If you need some more statistics or rerunning the workload with different setting, don’t hesitate to ask.

Petr

> On 9 May 2018, at 09:36, Aleksey Shipilev <shade at redhat.com> wrote:
> 
> On 05/09/2018 07:53 AM, Roman Kennke wrote:
>> Would it be possible to run the same experiments with a newer build,
>> e.g. one from here:
>> 
>> https://builds.shipilev.net/
> 
> More precisely, this one for 8u:
>  https://builds.shipilev.net/openjdk-shenandoah-jdk8/
> 
> 
>>> I would suggest mentioning somewhere in the user guide the fact, that the class unloading
>>> feature can significantly prolong GC pauses.
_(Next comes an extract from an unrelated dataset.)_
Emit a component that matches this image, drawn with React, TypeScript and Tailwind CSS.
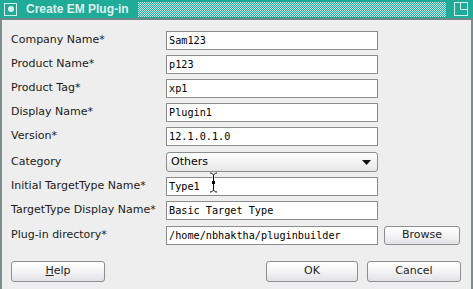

Also the GC logging could mention that the class
>>> unloading is going on (yes, you can see it with class unloading logging on, but most people
>>> usually don’t have it on, when trying to fix GC issues).
> It does mention it in recent builds, like this:
> 
> [Pause Init Mark (unload classes), 3.463 ms]
> [Concurrent marking (unload classes) 557M->557M(8192M), 53.294 ms]
> [Pause Final Mark (unload classes), 15.750 ms]
> [Concurrent cleanup 557M->543M(8192M), 0.288 ms]
> 
> Thanks,
> -Aleksey
>